Cardeal Júlio Mazarino – Quadro de Philippe de Champaigne, Castelo de Chantilly, Museu Condé

Adendos:

Da plebe italiana à corte francesa

A História aponta casos muito interessantes de pessoas que, embora nascidas na plebe, foram dotadas com capacidade para se tornarem estadistas famosos e dirigentes de nações.

Um exemplo característico neste sentido foi Júlio Mazarino, de origem modesta e quase desconhecida. Parece que nasceu em Piscina, Abruzos (Itália), em 1602. Era dotado de extraordinária inteligência, muito sutil, excelente político e diplomata, muito digno de trato, o que lhe permitiu figurar com destaque na corte francesa, a mais exigente do mundo naquela época. Naturalizou-se francês em 1639 e, embora não fosse sacerdote, obteve o título de Cardeal em 1641, pelo qual passou a ser conhecido, e que lhe conferiu status de alta nobreza na linha eclesiástica. Richelieu, o famoso ministro de Luís XIII, ao morrer em 1642, recomendou-o a esse monarca, que o nomeou Primeiro-Ministro. Mazarino ocupou o cargo não só até a morte daquele Rei, ocorrida em 1643, mas também durante toda a Regência de Ana d'Áustria - mãe de Luís XIV, então menor - e no início do reinado deste último, morrendo em 1661, ainda como Primeiro-Ministro de França.


Notas:

(*) Excertos da conferência pronunciada pelo Prof. Plinio Corrêa de Oliveira para sócios e cooperadores da TFP, a pedido destes, em 5-11-92, na capital paulista. Sem revisão do orador.

(**) Cfr. Catolicismo nº 519, março de 1994. Tal artigo, como o que apresentamos nesta edição, constituem comentários do Prof. Plinio Corrêa de Oliveira a sua mais recente obra Nobreza e elites tradicionais análogas nas alocuções de Pio XII ao Patriciado e à Nobreza romana, Editora Civilização, Porto, 1992. Além dessa edição portuguesa, foram lançadas traduções da obra na Espanha, Itália, França e Estados Unidos.

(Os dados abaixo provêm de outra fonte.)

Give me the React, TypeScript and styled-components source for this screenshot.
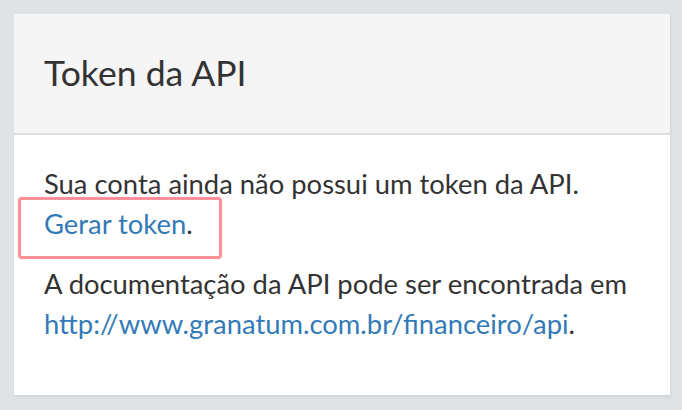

(***) É claro que tal distilação social só é possível numa sociedade com as características de um verdadeiro povo, tal como o descreve Pio XII em sua Radiomensagem de Natal de 1944, conceito este que se opõe ao que o Pontífice qualifica de massa. Numa sociedade massificada e anorgânica, jamais ocorrerá um fenômeno de transcendência social desse gênero.